In fact, you could say that cloud computing has moved beyond infancy into the "tween" years, showing signs of maturation, but-as you'll notice in my predictions for the coming year-still exhibiting some awkwardness as well.



The year in review

Let's start by looking back. Industry-pundit predictions for cloud computing in 2010 were wide-ranging in terms of just how quickly the market would grow, what would happen in the vendor landscape and the ways in which businesses would deploy cloud technology. It's true that businesses and vendors embraced cloud computing in a big way in 2010, helped in part by the economic climate, but I was surprised to see how things evolved differently than predicted.

I spend a great deal of time talking to companies at the ground level, discussing how they can take advantage of this technological shift.
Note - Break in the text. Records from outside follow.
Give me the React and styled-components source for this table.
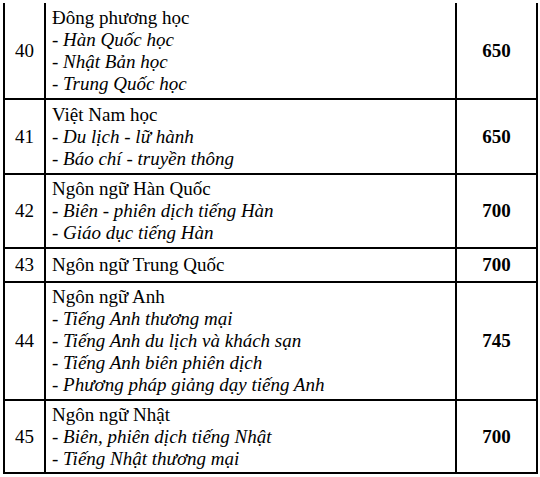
import React from 'react';
import styled, { createGlobalStyle } from 'styled-components';

const GlobalStyle = createGlobalStyle`
  html, body {
    margin: 0;
    padding: 0;
    background: #ffffff;
  }
  body {
    font-family: "Liberation Serif", "DejaVu Serif", serif;
    color: #000000;
  }
`;

const LINE = '#000000';

const Page = styled.div`
  width: 540px;
  height: 477px;
  padding: 3px 0 0 3px;
  box-sizing: border-box;
  overflow: hidden;
`;

const Table = styled.table`
  border-collapse: separate;
  border-spacing: 0;
  border-left: 2px solid ${LINE};
  table-layout: fixed;
  width: 535px;
  font-family: "Liberation Serif", "DejaVu Serif", serif;
`;

const Row = styled.tr`
  height: ${p => p.h}px;
`;

const Cell = styled.td`
  box-sizing: border-box;
  padding: 0;
  border-right: 2px solid ${LINE};
  border-bottom: 2px solid ${LINE};
  vertical-align: middle;
  font-family: "Liberation Serif", "DejaVu Serif", serif;
  font-size: 19px;
  line-height: 22px;
  color: #000000;
`;

const NumCell = styled(Cell)`
  width: 41px;
  text-align: center;
`;

const NameCell = styled(Cell)`
  width: 411px;
  padding-left: 6px;
`;

const ScoreCell = styled(Cell)`
  width: 81px;
  text-align: center;
  font-weight: bold;
`;

const Title = styled.div`
  white-space: nowrap;
`;

const Sub = styled.div`
  font-style: italic;
  white-space: nowrap;
`;

const majors = [
  {
    no: 40,
    name: 'Đông phương học',
    subs: ['Hàn Quốc học', 'Nhật Bản học', 'Trung Quốc học'],
    score: 650,
    h: 97
  },
  {
    no: 41,
    name: 'Việt Nam học',
    subs: ['Du lịch - lữ hành', 'Báo chí - truyền thông'],
    score: 650,
    h: 75
  },
  {
    no: 42,
    name: 'Ngôn ngữ Hàn Quốc',
    subs: ['Biên - phiên dịch tiếng Hàn', 'Giáo dục tiếng Hàn'],
    score: 700,
    h: 74
  },
  {
    no: 43,
    name: 'Ngôn ngữ Trung Quốc',
    subs: [],
    score: 700,
    h: 34
  },
  {
    no: 44,
    name: 'Ngôn ngữ Anh',
    subs: [
      'Tiếng Anh thương mại',
      'Tiếng Anh du lịch và khách sạn',
      'Tiếng Anh biên phiên dịch',
      'Phương pháp giảng dạy tiếng Anh'
    ],
    score: 745,
    h: 118
  },
  {
    no: 45,
    name: 'Ngôn ngữ Nhật',
    subs: ['Biên, phiên dịch tiếng Nhật', 'Tiếng Nhật thương mại'],
    score: 700,
    h: 73
  }
];

const MajorRow = ({ major }) => (
  <Row h={major.h}>
    <NumCell>{major.no}</NumCell>
    <NameCell>
      <Title>{major.name}</Title>
      {major.subs.map(s => (
        <Sub key={s}>- {s}</Sub>
      ))}
    </NameCell>
    <ScoreCell>{major.score}</ScoreCell>
  </Row>
);

export default function App() {
  return (
    <Page>
      <GlobalStyle />
      <Table>
        <tbody>
          {majors.map(m => (
            <MajorRow key={m.no} major={m} />
          ))}
        </tbody>
      </Table>
    </Page>
  );
}
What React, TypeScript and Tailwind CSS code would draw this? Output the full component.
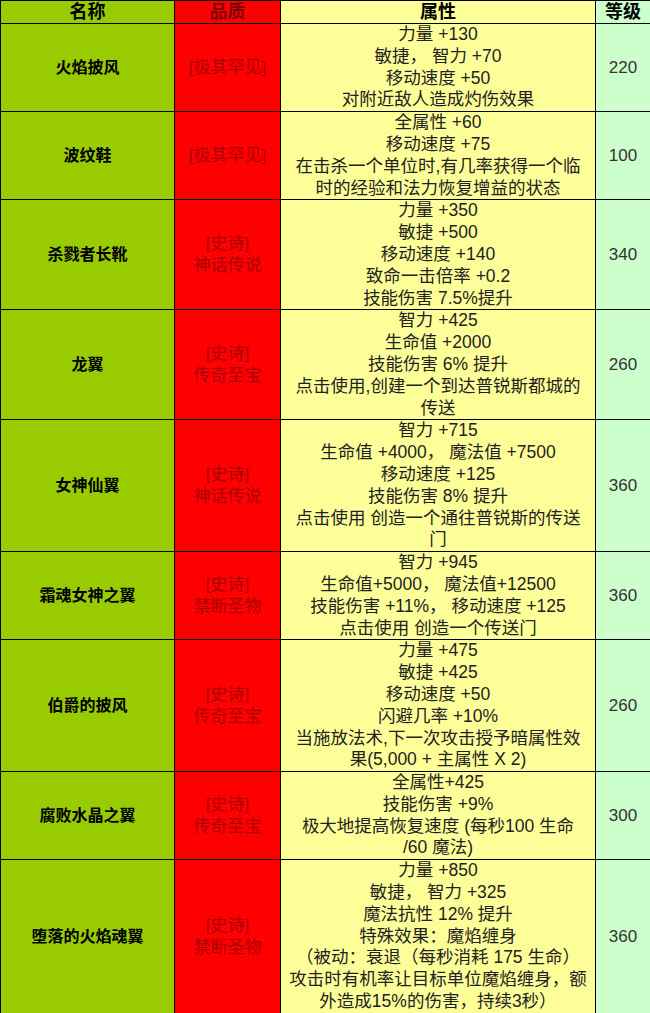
type Item = {
  name: string;
  quality: string[];
  attrs: string[];
  level: string;
};

const items: Item[] = [
  {
    name: '火焰披风',
    quality: ['[极其罕见]'],
    attrs: ['力量 +130', '敏捷， 智力 +70', '移动速度 +50', '对附近敌人造成灼伤效果'],
    level: '220',
  },
  {
    name: '波纹鞋',
    quality: ['[极其罕见]'],
    attrs: ['全属性 +60', '移动速度 +75', '在击杀一个单位时,有几率获得一个临', '时的经验和法力恢复增益的状态'],
    level: '100',
  },
  {
    name: '杀戮者长靴',
    quality: ['[史诗]', '神话传说'],
    attrs: ['力量 +350', '敏捷 +500', '移动速度 +140', '致命一击倍率 +0.2', '技能伤害 7.5%提升'],
    level: '340',
  },
  {
    name: '龙翼',
    quality: ['[史诗]', '传奇至宝'],
    attrs: ['智力 +425', '生命值 +2000', '技能伤害 6% 提升', '点击使用,创建一个到达普锐斯都城的', '传送'],
    level: '260',
  },
  {
    name: '女神仙翼',
    quality: ['[史诗]', '神话传说'],
    attrs: ['智力 +715', '生命值 +4000， 魔法值 +7500', '移动速度 +125', '技能伤害 8% 提升', '点击使用 创造一个通往普锐斯的传送', '门'],
    level: '360',
  },
  {
    name: '霜魂女神之翼',
    quality: ['[史诗]', '禁断圣物'],
    attrs: ['智力 +945', '生命值+5000， 魔法值+12500', '技能伤害 +11%， 移动速度 +125', '点击使用 创造一个传送门'],
    level: '360',
  },
  {
    name: '伯爵的披风',
    quality: ['[史诗]', '传奇至宝'],
    attrs: ['力量 +475', '敏捷 +425', '移动速度 +50', '闪避几率 +10%', '当施放法术,下一次攻击授予暗属性效', '果(5,000 + 主属性 X 2)'],
    level: '260',
  },
  {
    name: '腐败水晶之翼',
    quality: ['[史诗]', '传奇至宝'],
    attrs: ['全属性+425', '技能伤害 +9%', '极大地提高恢复速度 (每秒100 生命', '/60 魔法)'],
    level: '300',
  },
  {
    name: '堕落的火焰魂翼',
    quality: ['[史诗]', '禁断圣物'],
    attrs: [
      '力量 +850',
      '敏捷， 智力 +325',
      '魔法抗性 12% 提升',
      '特殊效果：魔焰缠身',
      '（被动：衰退（每秒消耗 175 生命）',
      '攻击时有机率让目标单位魔焰缠身，额',
      '外造成15%的伤害，持续3秒）',
    ],
    level: '360',
  },
];

const font = 'font-["Liberation_Sans","Noto_Sans_CJK_SC",sans-serif]';

export default function App() {
  return (
    <div className={`w-[650px] bg-white ${font}`}>
      <table className="w-full table-fixed border-collapse">
        <colgroup>
          <col className="w-[174px]" />
          <col className="w-[106px]" />
          <col className="w-[315px]" />
          <col className="w-[55px]" />
        </colgroup>
        <thead>
          <tr className="h-[23px] text-[18px] font-bold leading-[21px]">
            <th className="border border-black bg-[#99cc00] text-black">名称</th>
            <th className="border border-black bg-[#ff0000] text-[#800000]">品质</th>
            <th className="border border-black bg-[#ffff99] text-black">属性</th>
            <th className="border border-black bg-[#ccffcc] text-black">等级</th>
          </tr>
        </thead>
        <tbody>
          {items.map((item) => (
            <tr key={item.name}>
              <td className="border border-black bg-[#99cc00] p-0 text-center align-middle text-[16px] font-bold leading-[21.8px] text-black">
                {item.name}
              </td>
              <td className="border border-black bg-[#ff0000] p-0 text-center align-middle text-[17px] leading-[21.8px] text-[#a80000]">
                {item.quality.map((q) => (
                  <div key={q}>{q}</div>
                ))}
              </td>
              <td className="border border-black bg-[#ffff99] p-0 text-center align-middle text-[17.5px] leading-[21.8px] text-[#222]">
                {item.attrs.map((a, i) => (
                  <div key={i} className="whitespace-pre">
                    {a}
                  </div>
                ))}
              </td>
              <td className="border border-black bg-[#ccffcc] p-0 text-center align-middle text-[17px] leading-[21.8px] text-[#333]">
                {item.level}
              </td>
            </tr>
          ))}
        </tbody>
      </table>
    </div>
  );
}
As expected, we saw more enterprise adoption of cloud computing this year, but what surprised me was a shift in terms of companies becoming more adventurous in how they start out. Rather than testing the waters by implementing a cloud application such as CRM, which is what we've seen historically, they want to use the cloud as a way to accomplish new things that they've been too resource-strapped to do. Essentially, they're saying, "I've been wanting to build this application, but haven't had the resources. Can the cloud help me do it?"

It's also interesting to note what happened -and what didn't--in the vendor landscape. Each of the major cloud players moved into new areas. Meanwhile, contrary to many predictions for the year, nothing major transpired in terms of mergers and acquisitions, although I expect that will change in 2011. But what did transpire showed that the cloud is real.

This all sets the stage for what's to come.

Looking ahead

Current trends in play will have a large impact on the maturation of cloud computing in 2011.
Following are two predictions on what to watch for in the coming year:

1. The private cloud will gain traction, but its limitations will ultimately drive more public cloud adoption. This year proved that the cloud is here to stay. There's no question. The super-vendors and traditional systems integrators see that. While most have had some sort of cloud strategy brewing, they're now quickening efforts to take advantage of the opportunity. That includes reshaping and redefining the cloud-"cloudwashing" to serve their primary business interests, such as selling more IT infrastructure or implementation services.